Wywiad gospodarczy

Sułek: Są duże luki w nadzorze finansowym

Zespół wGospodarce

Zespół wGospodarce

Portal informacji i opinii o stanie gospodarki

  • Opublikowano: 22 września 2017, 12:08

  • 0
  • Powiększ tekst

Pomimo istnienia nadzoru finansowego nadal na rynku finansowym panuje „wolna amerykanka”. Nie ma przepływu informacji pomiędzy instytucjami nadzorującymi,każda z nich ma bardzo wąskie kompetencje. W efekcie konsumenci nie są w pełni chronieni - powiedział Piotr Sułek ze Stowarzyszenia Poszkodowanych przez Instytucje Finansowe na antenie wPolsce.pl, w Wywiadzie Gospodarczym

Jak dodaje Sułek brak współdziałania instytucji nadzorujących rynek finansowy powoduje, że na rynku obserwujemy prawdziwy wysyp firm, które naciągają klientów.

Mamy wiele instytucji kontrolnych, ale konsument nie jest w pełni chroniony, jest za dużo luk i na to zwrócił uwagę też NIK . Należałoby doprowadzić do współdziałania tych instytucji oraz przepływu informacji wtedy ochrona zadziałałaby realnie. W efekcie tak dużo ludzi jest poszkodowanych przez instytucje finansowe - mówił Sułek w rozmowie z Ewą Wesołowską redaktor Gazety Bankowej.

W trakcie rządów PO, firmy ubezpieczeniowe masowo rozprowadzały polisolokaty na których ponad 3 mln osób ulokowało swoje oszczędności nie wiedząc i nie będąc informowanym w jak ryzykowne instrumenty lokują swoje pieniądze.

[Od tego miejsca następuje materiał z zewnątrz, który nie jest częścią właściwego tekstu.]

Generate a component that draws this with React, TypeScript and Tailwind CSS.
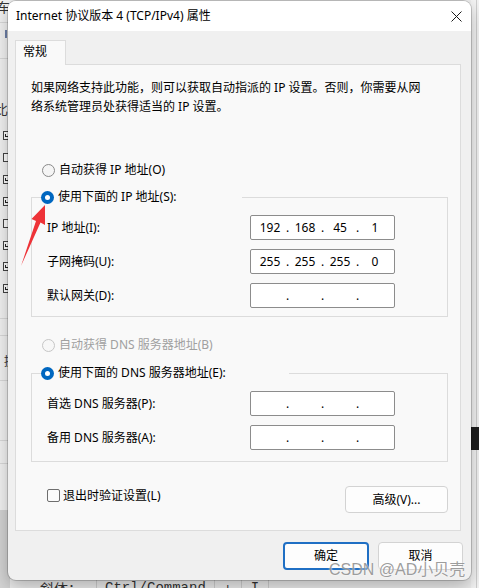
import React from "react";

const FONT = { fontFamily: "'Noto Sans', 'Noto Sans CJK SC', sans-serif" };

function Radio({ checked, disabled }: { checked?: boolean; disabled?: boolean }) {
  if (checked) {
    return (
      <span className="flex h-[13px] w-[13px] shrink-0 items-center justify-center rounded-full bg-[#0067c0]">
        <span className="h-[5px] w-[5px] rounded-full bg-white" />
      </span>
    );
  }
  return (
    <span
      className={
        disabled
          ? "h-[13px] w-[13px] shrink-0 rounded-full border border-[#c6c6c6] bg-[#f7f7f7]"
          : "h-[13px] w-[13px] shrink-0 rounded-full border border-[#8a8a8a] bg-[#f5f5f5]"
      }
    />
  );
}

function IpField({ parts }: { parts: string[] }) {
  return (
    <div className="flex h-[25px] w-[145px] items-center rounded-[2px] border border-[#8c8c8c] bg-white pl-[3px] text-[12px] text-black">
      <span className="w-[32px] text-center">{parts[0]}</span>
      <span className="w-[3px] text-center">.</span>
      <span className="w-[32px] text-center">{parts[1]}</span>
      <span className="w-[3px] text-center">.</span>
      <span className="w-[32px] text-center">{parts[2]}</span>
      <span className="w-[3px] text-center">.</span>
      <span className="w-[32px] text-center">{parts[3]}</span>
    </div>
  );
}

function FieldRow({ label, parts }: { label: string; parts: string[] }) {
  return (
    <div className="grid h-[25px] grid-cols-[203px_145px] items-center">
      <span className="leading-[16px]">{label}</span>
      <IpField parts={parts} />
    </div>
  );
}

export default function App() {
  const empty = ["", "", "", ""];
  return (
    <div className="relative h-[588px] w-[479px] overflow-hidden bg-[#ededed] text-[12px] text-black" style={FONT}>
      {/* background desktop: left strip */}
      <div className="absolute left-0 top-0 h-[588px] w-[10px] bg-[#f3f3f3]">
        <span className="absolute left-[-3px] top-[0px] text-[13px] leading-[14px] text-[#333]">车</span>
        <div className="absolute left-0 top-[22px] h-px w-[10px] bg-[#dadada]" />
        <div className="absolute left-[5px] top-[30px] h-[8px] w-[2px] bg-[#6d7fa8]" />
        <div className="absolute left-0 top-[58px] h-px w-[10px] bg-[#dadada]" />
        <span className="absolute left-[-5px] top-[102px] text-[13px] leading-[14px] text-[#333]">比</span>
        {[131, 153, 175, 197, 219, 241, 262, 284].map((t, i) => (
          <div
            key={t}
            className="absolute left-[3px] h-[9px] w-[9px] border border-[#444] bg-white"
            style={{ top: t }}
          >
            {i !== 1 && i !== 4 ? <div className="ml-[1px] mt-[2px] h-[3px] w-[4px] border-b border-l border-[#222]" /> : null}
          </div>
        ))}
        <div className="absolute left-0 top-[318px] h-px w-[10px] bg-[#dadada]" />
        <div className="absolute left-0 top-[335px] h-px w-[10px] bg-[#dadada]" />
        <span className="absolute left-[4px] top-[355px] text-[12px] leading-[14px] text-[#333]">提</span>
        <div className="absolute left-0 top-[380px] h-px w-[10px] bg-[#dadada]" />
        <div className="absolute left-0 top-[440px] h-px w-[10px] bg-[#dadada]" />
        <div className="absolute left-0 top-[463px] h-px w-[10px] bg-[#dadada]" />
        <div className="absolute left-0 top-[510px] h-[78px] w-[10px] bg-[#d4d4d4]" />
      </div>
      {/* right strip */}
      <div className="absolute right-0 top-0 h-[588px] w-[8px] bg-[#f4f4f4]">
        <div className="absolute right-[2px] top-0 h-[588px] w-px bg-[#cfcfcf]" />
        <div className="absolute right-0 top-[427px] h-[23px] w-[8px] bg-[#1e1e1e]" />
      </div>
      {/* bottom strip text */}
      <div className="absolute left-[40px] top-[578px] flex h-[20px] items-center text-[14px] text-[#333]">
        <span className="pr-[14px]">斜体：</span>
        <span className="h-[20px] w-px bg-[#cfcfcf]" />
        <span className="px-[8px]" style={{ fontFamily: "'Liberation Mono', monospace" }}>
          Ctrl/Command
        </span>
        <span className="h-[20px] w-px bg-[#cfcfcf]" />
        <span className="px-[9px]">+</span>
        <span className="h-[20px] w-px bg-[#cfcfcf]" />
        <span className="px-[9px]" style={{ fontFamily: "'Liberation Mono', monospace" }}>
          I
        </span>
        <span className="h-[20px] w-px bg-[#cfcfcf]" />
      </div>

      {/* dialog window */}
      <div className="absolute left-[8px] top-[1px] flex h-[579px] w-[463px] flex-col overflow-hidden rounded-[8px] bg-[#f0f0f0] shadow-[0_0_0_1px_rgba(0,0,0,0.18),0_6px_18px_rgba(0,0,0,0.28)]">
        {/* title bar */}
        <div className="flex h-[30px] shrink-0 items-center justify-between bg-white pl-[8px] pr-[9px]">
          <span className="leading-[16px]">Internet 协议版本 4 (TCP/IPv4) 属性</span>
          <svg width="11" height="11" viewBox="0 0 11 11" className="shrink-0">
            <path d="M0.5 0.5 L10.5 10.5 M10.5 0.5 L0.5 10.5" stroke="#1a1a1a" strokeWidth="1" fill="none" />
          </svg>
        </div>

        {/* body */}
        <div className="flex flex-1 flex-col pt-[9px]">
          {/* tab */}
          <div className="relative z-10 ml-[7px] mb-[-1px] flex h-[25px] w-[51px] items-start border border-b-0 border-[#dcdcdc] bg-[#f9f9f9] pl-[7px] pt-[3px]">
            <span className="leading-[16px]">常规</span>
          </div>
          {/* panel */}
          <div className="ml-[7px] flex h-[467px] w-[446px] flex-col border border-[#dcdcdc] bg-[#f9f9f9] pl-[15px] pr-[12px] pt-[13px]">
            <p className="leading-[19px]">
              如果网络支持此功能，则可以获取自动指派的 IP 设置。否则，你需要从网
              <br />
              络系统管理员处获得适当的 IP 设置。
            </p>

            <div className="mt-[45px] flex h-[18px] items-center gap-[4px] pl-[11px]">
              <Radio />
              <span className="leading-[16px]">自动获得 IP 地址(O)</span>
            </div>

            <fieldset className="mt-[9px] w-[417px] border border-[#dcdcdc]">
              <legend className="ml-[9px] flex h-[18px] w-[201px] items-center gap-[4px]">
                <Radio checked />
                <span className="leading-[16px]">使用下面的 IP 地址(S):</span>
              </legend>
              <div className="flex flex-col gap-[9px] pb-[8px] pl-[15px] pt-[9px]">
                <FieldRow label="IP 地址(I):" parts={["192", "168", "45", "1"]} />
                <FieldRow label="子网掩码(U):" parts={["255", "255", "255", "0"]} />
                <FieldRow label="默认网关(D):" parts={empty} />
              </div>
            </fieldset>

            <div className="mt-[19px] flex h-[18px] items-center gap-[4px] pl-[11px] text-[#a0a0a0]">
              <Radio disabled />
              <span className="leading-[16px]">自动获得 DNS 服务器地址(B)</span>
            </div>

            <fieldset className="mt-[10px] w-[417px] border border-[#dcdcdc]">
              <legend className="ml-[9px] flex h-[18px] w-[248px] items-center gap-[4px]">
                <Radio checked />
                <span className="leading-[16px]">使用下面的 DNS 服务器地址(E):</span>
              </legend>
              <div className="flex flex-col gap-[9px] pb-[11px] pl-[15px] pt-[9px]">
                <FieldRow label="首选 DNS 服务器(P):" parts={empty} />
                <FieldRow label="备用 DNS 服务器(A):" parts={empty} />
              </div>
            </fieldset>

            <div className="mt-[24px] flex h-[27px] w-[417px] items-start justify-between">
              <div className="ml-[16px] mt-[2px] flex h-[15px] items-center gap-[3px]">
                <span className="h-[13px] w-[13px] rounded-[2px] border border-[#6e6e6e] bg-[#fbfbfb]" />
                <span className="leading-[16px]">退出时验证设置(L)</span>
              </div>
              <div className="flex h-[27px] w-[103px] items-center justify-center rounded-[4px] border border-[#d3d3d3] bg-[#fdfdfd]">
                高级(V)...
              </div>
            </div>
          </div>

          {/* buttons */}
          <div className="mt-[11px] flex justify-end gap-[9px] pr-[8px]">
            <div className="flex h-[28px] w-[86px] items-center justify-center rounded-[4px] border-2 border-[#1f6fc4] bg-[#fdfdfd]">
              确定
            </div>
            <div className="flex h-[28px] w-[85px] items-center justify-center rounded-[4px] border border-[#d3d3d3] bg-[#fdfdfd]">
              取消
            </div>
          </div>
        </div>
      </div>

      {/* watermark */}
      <div
        className="absolute left-[329px] top-[561px] text-[16px] leading-[18px] text-[rgba(140,140,140,0.85)] [text-shadow:0_0_2px_#fff]"
        style={{ fontFamily: "'Liberation Sans', 'Noto Sans CJK SC', sans-serif" }}
      >
        CSDN @AD小贝壳
      </div>

      {/* red arrow annotation */}
      <svg className="pointer-events-none absolute left-0 top-0" width="479" height="588" viewBox="0 0 479 588">
        <polygon
          points="45,205 45,225 40.5,222.5 21,266 36,221 31.5,219"
          fill="#ee3338"
        />
      </svg>
    </div>
  );
}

Efekt tego jest taki, że dzisiaj coraz mniejsze firmy, widząc tak wieloletnią bezradność państwa próbując coś uszczknąć z tego tortu, który szacowany jest na 50 mld. zł. Wiedza o polisolokatach jest coraz szersza, coraz więcej osób ma świadomość jak niebezpieczne są to produkty, pomimo to firmy wykorzystują to dzwonią i proponują różne rozwiązania, które mogłyby sprawić wycofanie pieniędzy z polisolokat w zamian za podpisanie nowej umowy - twierdzi Sułek.

Jego zdaniem od roku - półtora,można zaobserwować masowe zjawisko, wysypu firm pośrednictwa finansowego, o których wiemy tylko tyle że działają bardzo krótko na rynku.

Po kilku miesiącach firmy ulegają likwidacji, a później te same osoby zakładają kolejne spółki. Choć mogą legitymować się wizytówkami, klient nie ma gwarancji czy te firmy posiadają stosowne zezwolenia na prowadzenie takiej działalności - tłumaczy Sułek.

Dlatego też podczas rozmowy telefonicznej z firmą X należy zachować daleko posuniętą ostrożność - dodał Sułek.